● The exercise: Please transcribe the data that follows without the pictures, keeping every word the same.

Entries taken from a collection
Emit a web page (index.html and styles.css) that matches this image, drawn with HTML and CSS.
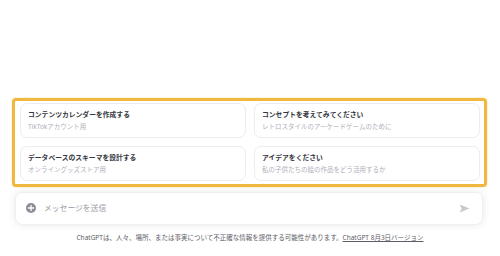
FILE: index.html
```html
<!DOCTYPE html>
<html lang="ja">
<head>
<meta charset="utf-8">
<title>ChatGPT</title>
<link rel="stylesheet" href="styles.css">
</head>
<body>
<div class="page">
  <div class="suggest-frame">
    <div class="card">
      <div class="card-title">コンテンツカレンダーを作成する</div>
      <div class="card-sub">TikTokアカウント用</div>
    </div>
    <div class="card">
      <div class="card-title">コンセプトを考えてみてください</div>
      <div class="card-sub">レトロスタイルのアーケードゲームのために</div>
    </div>
    <div class="card">
      <div class="card-title">データベースのスキーマを設計する</div>
      <div class="card-sub">オンライングッズストア用</div>
    </div>
    <div class="card">
      <div class="card-title">アイデアをください</div>
      <div class="card-sub">私の子供たちの絵の作品をどう活用するか</div>
    </div>
  </div>
  <div class="composer">
    <svg class="plus" width="10" height="10" viewBox="0 0 10 10">
      <circle cx="5" cy="5" r="5" fill="#8b8b96"/>
      <path d="M5 2.4V7.6M2.4 5H7.6" stroke="#fff" stroke-width="1.3" stroke-linecap="round"/>
    </svg>
    <span class="placeholder">メッセージを送信</span>
    <svg class="send" width="11" height="9" viewBox="0 0 11 9">
      <path d="M0.8 0.6 L10.4 4.5 L0.8 8.4 L2.6 4.5 Z" fill="#c8c8d0"/>
    </svg>
  </div>
  <div class="footer">ChatGPTは、人々、場所、または事実について不正確な情報を提供する可能性があります。<span class="link">ChatGPT 8月3日バージョン</span></div>
</div>
</body>
</html>
```
FILE: styles.css
```css
html, body {
  margin: 0;
  padding: 0;
  background: #ffffff;
}
body {
  font-family: "Noto Sans", "Noto Sans CJK JP", sans-serif;
  color: #353740;
}
.page {
  width: 500px;
  height: 256px;
  box-sizing: border-box;
  display: flex;
  flex-direction: column;
  justify-content: flex-end;
  padding: 0 0 13px 0;
}
.suggest-frame {
  margin: 0 13px 0 12px;
  border: 3px solid #f0b83e;
  border-radius: 4px;
  box-shadow: 0 0 2px rgba(230, 170, 40, 0.45);
  padding: 2px 4px 3px 5px;
  display: grid;
  grid-template-columns: 1fr 1fr;
  column-gap: 8px;
  row-gap: 8px;
}
.card {
  height: 35px;
  box-sizing: border-box;
  border: 1px solid #ececf1;
  border-radius: 7px;
  padding: 0 7px;
  display: flex;
  flex-direction: column;
  justify-content: center;
  font-family: "Noto Sans", "Noto Sans CJK JP", sans-serif;
}
.card-title {
  font-size: 6.8px;
  line-height: 11.5px;
  font-weight: 700;
  color: #353740;
  white-space: nowrap;
}
.card-sub {
  font-size: 6.5px;
  line-height: 11.5px;
  color: #b0b0ba;
  white-space: nowrap;
}
.composer {
  margin: 5px 17px 0 15px;
  height: 33px;
  box-sizing: border-box;
  border: 1px solid #efeff2;
  border-radius: 7px;
  box-shadow: 0 0 8px rgba(0, 0, 0, 0.09);
  display: flex;
  align-items: center;
  padding: 0 12px 0 10px;
  background: #fff;
}
.plus {
  flex: none;
  margin-right: 8px;
  margin-top: -1px;
}
.placeholder {
  flex: 1;
  font-size: 7.8px;
  color: #9a9aa4;
  line-height: 10px;
  margin-top: -1px;
}
.send {
  flex: none;
  margin-top: -1px;
}
.footer {
  margin-top: 8px;
  text-align: center;
  font-size: 6.5px;
  line-height: 10px;
  color: #5d5d67;
  white-space: nowrap;
}
.link {
  text-decoration: underline;
}
```
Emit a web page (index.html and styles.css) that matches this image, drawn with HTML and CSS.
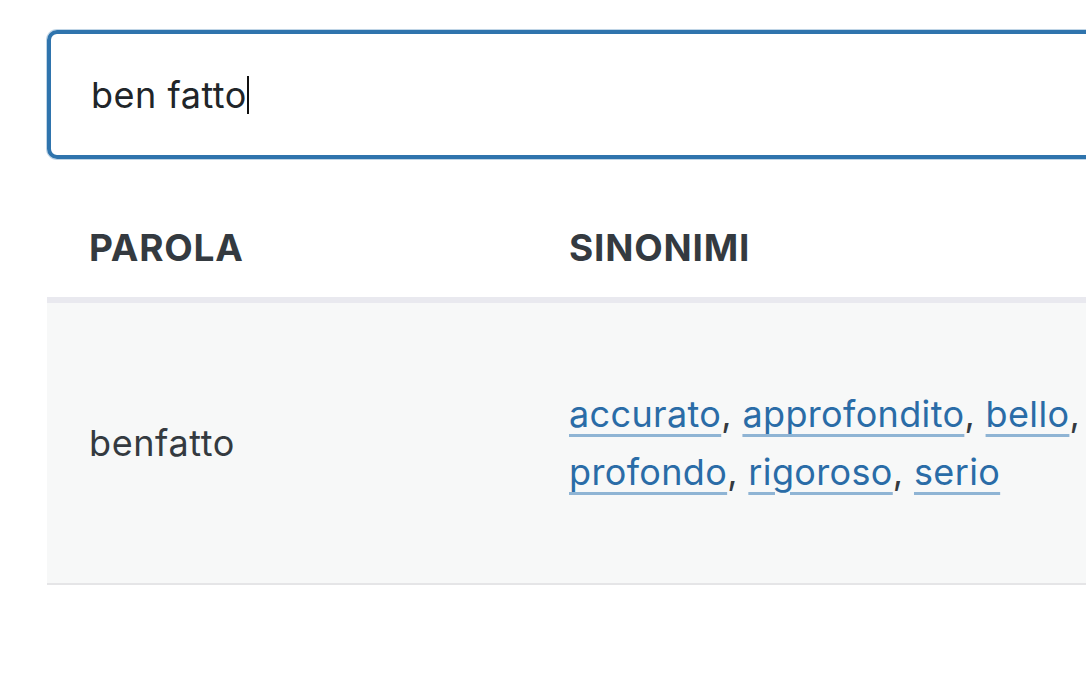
FILE: index.html
```html
<!DOCTYPE html>
<html lang="it">
<head>
<meta charset="utf-8">
<title>Sinonimi</title>
<link rel="stylesheet" href="styles.css">
</head>
<body>
<main class="page">
  <div class="search">
    <span class="search-text">ben fatto</span><span class="caret"></span>
  </div>
  <table class="results">
    <thead>
      <tr>
        <th class="col-word">PAROLA</th>
        <th class="col-syn">SINONIMI</th>
      </tr>
    </thead>
    <tbody>
      <tr>
        <td class="word">benfatto</td>
        <td class="syns"><a href="#">accurato</a>, <a href="#">approfondito</a>, <a href="#">bello</a>, <a href="#">profondo</a>, <a href="#">rigoroso</a>, <a href="#">serio</a></td>
      </tr>
    </tbody>
  </table>
</main>
</body>
</html>
```
FILE: styles.css
```css
html, body {
  margin: 0;
  padding: 0;
  background: #ffffff;
  overflow: hidden;
}
body {
  font-family: Inter, "Noto Sans", "Liberation Sans", sans-serif;
  color: #343a40;
  font-size: 36px;
  letter-spacing: 0.35px;
}
.page {
  width: 1300px;
  padding: 30px 0 0 47px;
}
.search {
  box-sizing: border-box;
  height: 129px;
  border: 4px solid #2f74ad;
  border-radius: 10px;
  box-shadow: 0 0 0 1px rgba(47, 116, 173, 0.3);
  padding: 0 0 0 40px;
  display: flex;
  align-items: center;
  color: #212529;
}
.search-text {
  line-height: 44px;
  letter-spacing: 0.5px;
}
.caret {
  display: inline-block;
  width: 2px;
  height: 38px;
  background: #111;
}
.results {
  border-collapse: collapse;
  table-layout: fixed;
  width: 1120px;
  margin-top: 42px;
}
.results th {
  text-align: left;
  font-weight: 700;
  font-size: 37px;
  letter-spacing: 0.8px;
  line-height: 58px;
  padding: 18px 42px 20px 42px;
  border-bottom: 6px solid #e9e9ef;
  color: #343a40;
}
.col-word {
  width: 396px;
}
.results td {
  background: #f7f8f8;
  padding: 82px 42px;
  line-height: 58px;
  vertical-align: middle;
  border-bottom: 2px solid #e5e5e7;
}
.word {
  color: #343a40;
  letter-spacing: 0.6px;
}
.syns a {
  color: #2a6ca7;
  text-decoration: underline;
  text-decoration-color: #8fb4d4;
  text-decoration-thickness: 3px;
  text-underline-offset: 7px;
}
```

● Exercise result:
Emit a web page (index.html and styles.css) that matches this image, drawn with HTML and CSS.
FILE: index.html
```html
<!DOCTYPE html>
<html lang="ja">
<head>
<meta charset="utf-8">
<title>ChatGPT</title>
<link rel="stylesheet" href="styles.css">
</head>
<body>
<div class="page">
  <div class="suggest-frame">
    <div class="card">
      <div class="card-title">コンテンツカレンダーを作成する</div>
      <div class="card-sub">TikTokアカウント用</div>
    </div>
    <div class="card">
      <div class="card-title">コンセプトを考えてみてください</div>
      <div class="card-sub">レトロスタイルのアーケードゲームのために</div>
    </div>
    <div class="card">
      <div class="card-title">データベースのスキーマを設計する</div>
      <div class="card-sub">オンライングッズストア用</div>
    </div>
    <div class="card">
      <div class="card-title">アイデアをください</div>
      <div class="card-sub">私の子供たちの絵の作品をどう活用するか</div>
    </div>
  </div>
  <div class="composer">
    <svg class="plus" width="10" height="10" viewBox="0 0 10 10">
      <circle cx="5" cy="5" r="5" fill="#8b8b96"/>
      <path d="M5 2.4V7.6M2.4 5H7.6" stroke="#fff" stroke-width="1.3" stroke-linecap="round"/>
    </svg>
    <span class="placeholder">メッセージを送信</span>
    <svg class="send" width="11" height="9" viewBox="0 0 11 9">
      <path d="M0.8 0.6 L10.4 4.5 L0.8 8.4 L2.6 4.5 Z" fill="#c8c8d0"/>
    </svg>
  </div>
  <div class="footer">ChatGPTは、人々、場所、または事実について不正確な情報を提供する可能性があります。<span class="link">ChatGPT 8月3日バージョン</span></div>
</div>
</body>
</html>
```
FILE: styles.css
```css
html, body {
  margin: 0;
  padding: 0;
  background: #ffffff;
}
body {
  font-family: "Noto Sans", "Noto Sans CJK JP", sans-serif;
  color: #353740;
}
.page {
  width: 500px;
  height: 256px;
  box-sizing: border-box;
  display: flex;
  flex-direction: column;
  justify-content: flex-end;
  padding: 0 0 13px 0;
}
.suggest-frame {
  margin: 0 13px 0 12px;
  border: 3px solid #f0b83e;
  border-radius: 4px;
  box-shadow: 0 0 2px rgba(230, 170, 40, 0.45);
  padding: 2px 4px 3px 5px;
  display: grid;
  grid-template-columns: 1fr 1fr;
  column-gap: 8px;
  row-gap: 8px;
}
.card {
  height: 35px;
  box-sizing: border-box;
  border: 1px solid #ececf1;
  border-radius: 7px;
  padding: 0 7px;
  display: flex;
  flex-direction: column;
  justify-content: center;
  font-family: "Noto Sans", "Noto Sans CJK JP", sans-serif;
}
.card-title {
  font-size: 6.8px;
  line-height: 11.5px;
  font-weight: 700;
  color: #353740;
  white-space: nowrap;
}
.card-sub {
  font-size: 6.5px;
  line-height: 11.5px;
  color: #b0b0ba;
  white-space: nowrap;
}
.composer {
  margin: 5px 17px 0 15px;
  height: 33px;
  box-sizing: border-box;
  border: 1px solid #efeff2;
  border-radius: 7px;
  box-shadow: 0 0 8px rgba(0, 0, 0, 0.09);
  display: flex;
  align-items: center;
  padding: 0 12px 0 10px;
  background: #fff;
}
.plus {
  flex: none;
  margin-right: 8px;
  margin-top: -1px;
}
.placeholder {
  flex: 1;
  font-size: 7.8px;
  color: #9a9aa4;
  line-height: 10px;
  margin-top: -1px;
}
.send {
  flex: none;
  margin-top: -1px;
}
.footer {
  margin-top: 8px;
  text-align: center;
  font-size: 6.5px;
  line-height: 10px;
  color: #5d5d67;
  white-space: nowrap;
}
.link {
  text-decoration: underline;
}
```
Emit a web page (index.html and styles.css) that matches this image, drawn with HTML and CSS.
FILE: index.html
```html
<!DOCTYPE html>
<html lang="it">
<head>
<meta charset="utf-8">
<title>Sinonimi</title>
<link rel="stylesheet" href="styles.css">
</head>
<body>
<main class="page">
  <div class="search">
    <span class="search-text">ben fatto</span><span class="caret"></span>
  </div>
  <table class="results">
    <thead>
      <tr>
        <th class="col-word">PAROLA</th>
        <th class="col-syn">SINONIMI</th>
      </tr>
    </thead>
    <tbody>
      <tr>
        <td class="word">benfatto</td>
        <td class="syns"><a href="#">accurato</a>, <a href="#">approfondito</a>, <a href="#">bello</a>, <a href="#">profondo</a>, <a href="#">rigoroso</a>, <a href="#">serio</a></td>
      </tr>
    </tbody>
  </table>
</main>
</body>
</html>
```
FILE: styles.css
```css
html, body {
  margin: 0;
  padding: 0;
  background: #ffffff;
  overflow: hidden;
}
body {
  font-family: Inter, "Noto Sans", "Liberation Sans", sans-serif;
  color: #343a40;
  font-size: 36px;
  letter-spacing: 0.35px;
}
.page {
  width: 1300px;
  padding: 30px 0 0 47px;
}
.search {
  box-sizing: border-box;
  height: 129px;
  border: 4px solid #2f74ad;
  border-radius: 10px;
  box-shadow: 0 0 0 1px rgba(47, 116, 173, 0.3);
  padding: 0 0 0 40px;
  display: flex;
  align-items: center;
  color: #212529;
}
.search-text {
  line-height: 44px;
  letter-spacing: 0.5px;
}
.caret {
  display: inline-block;
  width: 2px;
  height: 38px;
  background: #111;
}
.results {
  border-collapse: collapse;
  table-layout: fixed;
  width: 1120px;
  margin-top: 42px;
}
.results th {
  text-align: left;
  font-weight: 700;
  font-size: 37px;
  letter-spacing: 0.8px;
  line-height: 58px;
  padding: 18px 42px 20px 42px;
  border-bottom: 6px solid #e9e9ef;
  color: #343a40;
}
.col-word {
  width: 396px;
}
.results td {
  background: #f7f8f8;
  padding: 82px 42px;
  line-height: 58px;
  vertical-align: middle;
  border-bottom: 2px solid #e5e5e7;
}
.word {
  color: #343a40;
  letter-spacing: 0.6px;
}
.syns a {
  color: #2a6ca7;
  text-decoration: underline;
  text-decoration-color: #8fb4d4;
  text-decoration-thickness: 3px;
  text-underline-offset: 7px;
}
```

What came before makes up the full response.